## EXERCISE OBJECTIVE
Will you write out the data exactly, excluding every picture?

## GIVEN DATA
-- Begin --

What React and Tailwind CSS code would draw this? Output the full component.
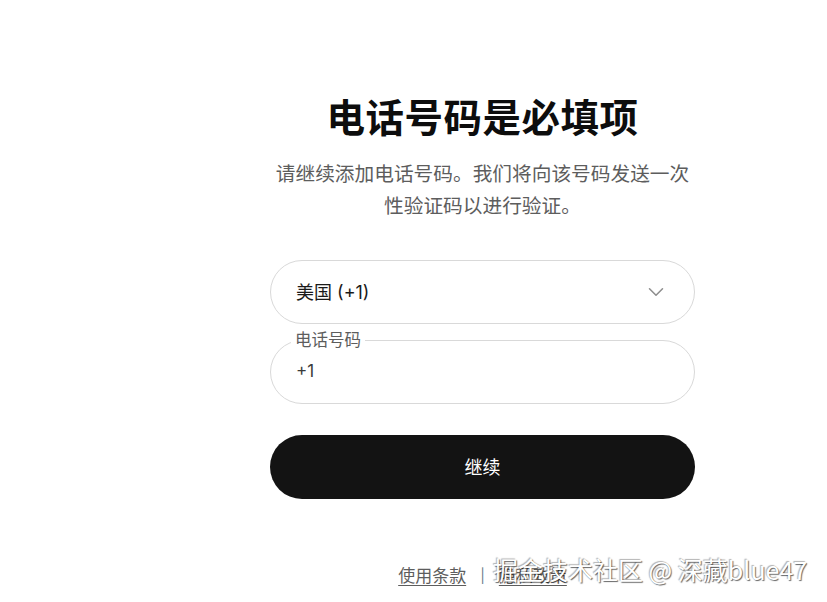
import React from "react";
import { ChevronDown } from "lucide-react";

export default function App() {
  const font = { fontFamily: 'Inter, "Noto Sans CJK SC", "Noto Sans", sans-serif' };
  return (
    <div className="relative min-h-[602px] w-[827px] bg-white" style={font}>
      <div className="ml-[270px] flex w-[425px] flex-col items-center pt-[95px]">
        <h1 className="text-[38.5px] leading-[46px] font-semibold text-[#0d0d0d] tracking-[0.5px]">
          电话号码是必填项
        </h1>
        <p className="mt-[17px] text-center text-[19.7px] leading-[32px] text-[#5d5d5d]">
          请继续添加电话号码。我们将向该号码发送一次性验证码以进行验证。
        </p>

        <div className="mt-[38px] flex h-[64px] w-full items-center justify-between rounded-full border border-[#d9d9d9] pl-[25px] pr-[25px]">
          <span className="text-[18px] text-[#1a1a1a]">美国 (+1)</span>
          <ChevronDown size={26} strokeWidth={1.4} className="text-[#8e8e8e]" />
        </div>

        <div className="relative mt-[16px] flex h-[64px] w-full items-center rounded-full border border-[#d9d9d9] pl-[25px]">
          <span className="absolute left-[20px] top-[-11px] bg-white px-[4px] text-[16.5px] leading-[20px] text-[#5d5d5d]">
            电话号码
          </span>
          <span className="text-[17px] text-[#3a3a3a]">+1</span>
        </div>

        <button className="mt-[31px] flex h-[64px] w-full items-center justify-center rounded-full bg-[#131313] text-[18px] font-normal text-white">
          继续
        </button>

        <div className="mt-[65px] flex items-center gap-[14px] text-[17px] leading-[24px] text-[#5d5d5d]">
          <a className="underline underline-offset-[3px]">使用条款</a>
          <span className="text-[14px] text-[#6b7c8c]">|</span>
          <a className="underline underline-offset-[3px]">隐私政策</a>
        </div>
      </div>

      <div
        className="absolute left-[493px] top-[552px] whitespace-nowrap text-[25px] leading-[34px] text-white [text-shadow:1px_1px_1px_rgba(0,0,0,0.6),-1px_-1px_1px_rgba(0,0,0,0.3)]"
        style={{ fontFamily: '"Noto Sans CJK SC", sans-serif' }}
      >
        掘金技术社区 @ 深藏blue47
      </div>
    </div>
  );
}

-- End --

## EXERCISE SOLUTION
What React and Tailwind CSS code would draw this? Output the full component.
import React from "react";
import { ChevronDown } from "lucide-react";

export default function App() {
  const font = { fontFamily: 'Inter, "Noto Sans CJK SC", "Noto Sans", sans-serif' };
  return (
    <div className="relative min-h-[602px] w-[827px] bg-white" style={font}>
      <div className="ml-[270px] flex w-[425px] flex-col items-center pt-[95px]">
        <h1 className="text-[38.5px] leading-[46px] font-semibold text-[#0d0d0d] tracking-[0.5px]">
          电话号码是必填项
        </h1>
        <p className="mt-[17px] text-center text-[19.7px] leading-[32px] text-[#5d5d5d]">
          请继续添加电话号码。我们将向该号码发送一次性验证码以进行验证。
        </p>

        <div className="mt-[38px] flex h-[64px] w-full items-center justify-between rounded-full border border-[#d9d9d9] pl-[25px] pr-[25px]">
          <span className="text-[18px] text-[#1a1a1a]">美国 (+1)</span>
          <ChevronDown size={26} strokeWidth={1.4} className="text-[#8e8e8e]" />
        </div>

        <div className="relative mt-[16px] flex h-[64px] w-full items-center rounded-full border border-[#d9d9d9] pl-[25px]">
          <span className="absolute left-[20px] top-[-11px] bg-white px-[4px] text-[16.5px] leading-[20px] text-[#5d5d5d]">
            电话号码
          </span>
          <span className="text-[17px] text-[#3a3a3a]">+1</span>
        </div>

        <button className="mt-[31px] flex h-[64px] w-full items-center justify-center rounded-full bg-[#131313] text-[18px] font-normal text-white">
          继续
        </button>

        <div className="mt-[65px] flex items-center gap-[14px] text-[17px] leading-[24px] text-[#5d5d5d]">
          <a className="underline underline-offset-[3px]">使用条款</a>
          <span className="text-[14px] text-[#6b7c8c]">|</span>
          <a className="underline underline-offset-[3px]">隐私政策</a>
        </div>
      </div>

      <div
        className="absolute left-[493px] top-[552px] whitespace-nowrap text-[25px] leading-[34px] text-white [text-shadow:1px_1px_1px_rgba(0,0,0,0.6),-1px_-1px_1px_rgba(0,0,0,0.3)]"
        style={{ fontFamily: '"Noto Sans CJK SC", sans-serif' }}
      >
        掘金技术社区 @ 深藏blue47
      </div>
    </div>
  );
}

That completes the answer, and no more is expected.